Un jour, accompagné d'Abû Sa'îd Al-Khudâri, il rendit visite Al-Hussayn Ibn 'Ali Ibn Abî Tâlib dans sa demeure. Ils discutèrent de divers sujets et arrivèrent à la bataille de Siffin. C'est alors qu'Al-Hussayn lui demanda avec un air de reproche : « Pourquoi as-tu combattu aux côtés de Mu'âwiya ? » 'Abdallah lui répondit « Un jour, mon père alla se plaindre de moi au Messager de Dieu en lui disant : "'Abdallah jeûne toute la journée et passe toute la nuit en prière." Le Messager de Dieu me convoqua alors et me dit "Ô 'Abdallah ! Prie et dors, jeûne et mange et obéis à ton père."

Le jour de Siffin, mon père insista tellement en me rappelant ce conseil du Messager de Dieu que j'ai fini par accepter de participer avec eux mais, par Dieu, je n'ai ni dégainé une épée, ni brandi une lance, ni tiré une flèche. »
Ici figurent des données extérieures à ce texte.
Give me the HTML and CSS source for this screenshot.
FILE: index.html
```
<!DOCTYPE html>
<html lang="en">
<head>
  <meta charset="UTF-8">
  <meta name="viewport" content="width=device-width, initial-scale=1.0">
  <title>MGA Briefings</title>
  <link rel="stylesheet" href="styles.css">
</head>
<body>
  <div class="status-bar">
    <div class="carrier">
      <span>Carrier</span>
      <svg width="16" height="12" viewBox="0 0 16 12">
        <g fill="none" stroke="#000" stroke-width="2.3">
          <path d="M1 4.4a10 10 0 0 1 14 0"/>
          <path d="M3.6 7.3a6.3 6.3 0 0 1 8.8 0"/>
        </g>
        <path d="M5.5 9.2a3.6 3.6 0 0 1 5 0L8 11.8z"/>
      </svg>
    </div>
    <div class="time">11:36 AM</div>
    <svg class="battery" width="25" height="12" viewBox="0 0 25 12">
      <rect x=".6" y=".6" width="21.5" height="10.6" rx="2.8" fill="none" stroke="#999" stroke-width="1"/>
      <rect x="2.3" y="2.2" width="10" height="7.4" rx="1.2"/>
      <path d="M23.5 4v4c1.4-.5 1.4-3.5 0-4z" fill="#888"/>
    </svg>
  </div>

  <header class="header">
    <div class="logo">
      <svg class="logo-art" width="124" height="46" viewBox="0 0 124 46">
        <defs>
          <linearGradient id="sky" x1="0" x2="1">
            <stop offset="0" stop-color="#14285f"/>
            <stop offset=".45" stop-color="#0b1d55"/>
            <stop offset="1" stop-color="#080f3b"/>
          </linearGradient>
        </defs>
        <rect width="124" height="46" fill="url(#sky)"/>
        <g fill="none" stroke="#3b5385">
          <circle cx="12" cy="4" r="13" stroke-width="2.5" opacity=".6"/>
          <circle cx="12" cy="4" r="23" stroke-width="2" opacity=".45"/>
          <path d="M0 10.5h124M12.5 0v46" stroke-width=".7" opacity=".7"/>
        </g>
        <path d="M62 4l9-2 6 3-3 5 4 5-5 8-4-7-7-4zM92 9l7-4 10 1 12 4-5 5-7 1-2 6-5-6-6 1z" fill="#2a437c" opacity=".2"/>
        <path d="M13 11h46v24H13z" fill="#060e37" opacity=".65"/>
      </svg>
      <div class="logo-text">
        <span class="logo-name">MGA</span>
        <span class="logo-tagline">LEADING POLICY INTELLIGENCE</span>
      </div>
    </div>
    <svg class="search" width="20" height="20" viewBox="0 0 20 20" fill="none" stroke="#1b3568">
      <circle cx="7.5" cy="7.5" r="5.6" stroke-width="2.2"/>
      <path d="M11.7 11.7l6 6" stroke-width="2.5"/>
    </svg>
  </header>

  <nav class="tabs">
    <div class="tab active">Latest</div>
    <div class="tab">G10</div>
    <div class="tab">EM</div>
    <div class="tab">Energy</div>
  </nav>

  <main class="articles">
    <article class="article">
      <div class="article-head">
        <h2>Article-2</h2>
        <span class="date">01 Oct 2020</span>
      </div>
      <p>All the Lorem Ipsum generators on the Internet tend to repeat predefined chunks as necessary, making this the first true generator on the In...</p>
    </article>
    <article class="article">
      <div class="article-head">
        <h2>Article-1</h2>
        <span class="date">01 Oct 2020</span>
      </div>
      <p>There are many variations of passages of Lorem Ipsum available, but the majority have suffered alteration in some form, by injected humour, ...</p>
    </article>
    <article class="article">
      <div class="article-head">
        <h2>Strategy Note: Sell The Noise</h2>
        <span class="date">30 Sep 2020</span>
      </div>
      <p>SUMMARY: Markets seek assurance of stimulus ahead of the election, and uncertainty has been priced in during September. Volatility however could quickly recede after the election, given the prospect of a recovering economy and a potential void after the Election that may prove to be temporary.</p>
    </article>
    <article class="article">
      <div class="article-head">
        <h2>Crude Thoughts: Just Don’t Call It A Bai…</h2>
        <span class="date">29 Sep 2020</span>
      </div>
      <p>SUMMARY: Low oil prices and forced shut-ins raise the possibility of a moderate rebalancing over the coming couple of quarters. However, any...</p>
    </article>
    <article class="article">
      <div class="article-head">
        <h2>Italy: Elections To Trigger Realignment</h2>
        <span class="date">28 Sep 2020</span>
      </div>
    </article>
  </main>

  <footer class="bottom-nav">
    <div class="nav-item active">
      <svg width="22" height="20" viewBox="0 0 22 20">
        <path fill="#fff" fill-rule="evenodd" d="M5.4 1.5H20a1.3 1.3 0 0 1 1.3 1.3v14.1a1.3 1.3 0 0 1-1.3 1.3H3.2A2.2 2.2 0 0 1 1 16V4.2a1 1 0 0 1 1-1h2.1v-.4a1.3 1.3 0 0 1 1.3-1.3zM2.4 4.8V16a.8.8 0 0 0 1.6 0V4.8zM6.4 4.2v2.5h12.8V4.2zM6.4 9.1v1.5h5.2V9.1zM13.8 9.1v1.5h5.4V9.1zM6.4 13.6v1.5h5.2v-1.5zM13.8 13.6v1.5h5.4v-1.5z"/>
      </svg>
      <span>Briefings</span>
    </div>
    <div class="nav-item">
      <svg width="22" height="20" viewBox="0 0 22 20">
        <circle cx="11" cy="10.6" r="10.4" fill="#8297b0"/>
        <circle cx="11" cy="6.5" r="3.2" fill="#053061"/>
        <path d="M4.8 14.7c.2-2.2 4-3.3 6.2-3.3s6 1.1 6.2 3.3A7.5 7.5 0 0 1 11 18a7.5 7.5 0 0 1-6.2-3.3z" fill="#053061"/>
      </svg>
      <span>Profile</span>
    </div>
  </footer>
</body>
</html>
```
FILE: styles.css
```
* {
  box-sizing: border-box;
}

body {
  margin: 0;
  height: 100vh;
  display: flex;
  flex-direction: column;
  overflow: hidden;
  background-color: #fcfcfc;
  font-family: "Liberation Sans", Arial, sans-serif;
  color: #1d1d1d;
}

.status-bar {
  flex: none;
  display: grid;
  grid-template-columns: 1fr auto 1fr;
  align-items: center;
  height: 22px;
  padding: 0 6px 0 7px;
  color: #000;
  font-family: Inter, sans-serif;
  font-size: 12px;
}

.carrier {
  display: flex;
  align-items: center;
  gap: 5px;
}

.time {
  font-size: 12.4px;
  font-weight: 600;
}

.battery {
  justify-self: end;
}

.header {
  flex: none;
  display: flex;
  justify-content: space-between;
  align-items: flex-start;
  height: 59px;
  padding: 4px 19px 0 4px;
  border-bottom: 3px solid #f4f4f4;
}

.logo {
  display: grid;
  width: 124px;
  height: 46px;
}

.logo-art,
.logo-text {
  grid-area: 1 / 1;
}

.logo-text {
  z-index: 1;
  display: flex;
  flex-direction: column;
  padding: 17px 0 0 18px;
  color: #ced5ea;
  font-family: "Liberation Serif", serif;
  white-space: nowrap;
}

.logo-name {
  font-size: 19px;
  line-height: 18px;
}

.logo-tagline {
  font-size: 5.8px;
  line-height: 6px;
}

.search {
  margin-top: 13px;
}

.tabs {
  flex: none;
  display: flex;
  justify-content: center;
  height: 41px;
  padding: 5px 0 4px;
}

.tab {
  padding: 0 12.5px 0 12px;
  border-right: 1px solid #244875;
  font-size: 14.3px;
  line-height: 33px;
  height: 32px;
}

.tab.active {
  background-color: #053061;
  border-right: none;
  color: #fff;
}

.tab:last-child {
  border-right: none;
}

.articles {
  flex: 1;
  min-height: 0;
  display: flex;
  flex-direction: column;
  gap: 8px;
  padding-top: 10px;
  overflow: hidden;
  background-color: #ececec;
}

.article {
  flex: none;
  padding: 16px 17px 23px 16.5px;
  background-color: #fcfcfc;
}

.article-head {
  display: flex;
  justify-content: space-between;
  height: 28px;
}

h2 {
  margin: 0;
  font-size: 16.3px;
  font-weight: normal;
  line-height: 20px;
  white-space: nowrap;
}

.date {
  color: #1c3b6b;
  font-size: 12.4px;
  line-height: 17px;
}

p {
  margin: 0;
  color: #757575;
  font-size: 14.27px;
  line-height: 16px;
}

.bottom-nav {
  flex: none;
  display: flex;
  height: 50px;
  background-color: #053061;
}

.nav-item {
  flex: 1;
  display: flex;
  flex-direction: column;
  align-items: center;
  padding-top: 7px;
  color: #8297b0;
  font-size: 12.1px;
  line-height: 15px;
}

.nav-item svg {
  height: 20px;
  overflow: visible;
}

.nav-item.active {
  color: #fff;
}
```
À l'âge de soixante-douze ans, cette grande âme repentante et vertueuse, quitta ce bas monde à la rencontre de Son Seigneur qui l'appela de cet appel doux :

 

« Ô toi âme apaisée, retourne vers ton Seigneur, satisfaite et agréée ; entre donc parmi Mes serviteurs et entre dans Mon Paradis. »

[ Sourate 90 - Versets 27/30 ]

Qu'elle se délecte donc de la beauté éternelle dont elle était si avide en ce bas monde ! Ainsi soit-il.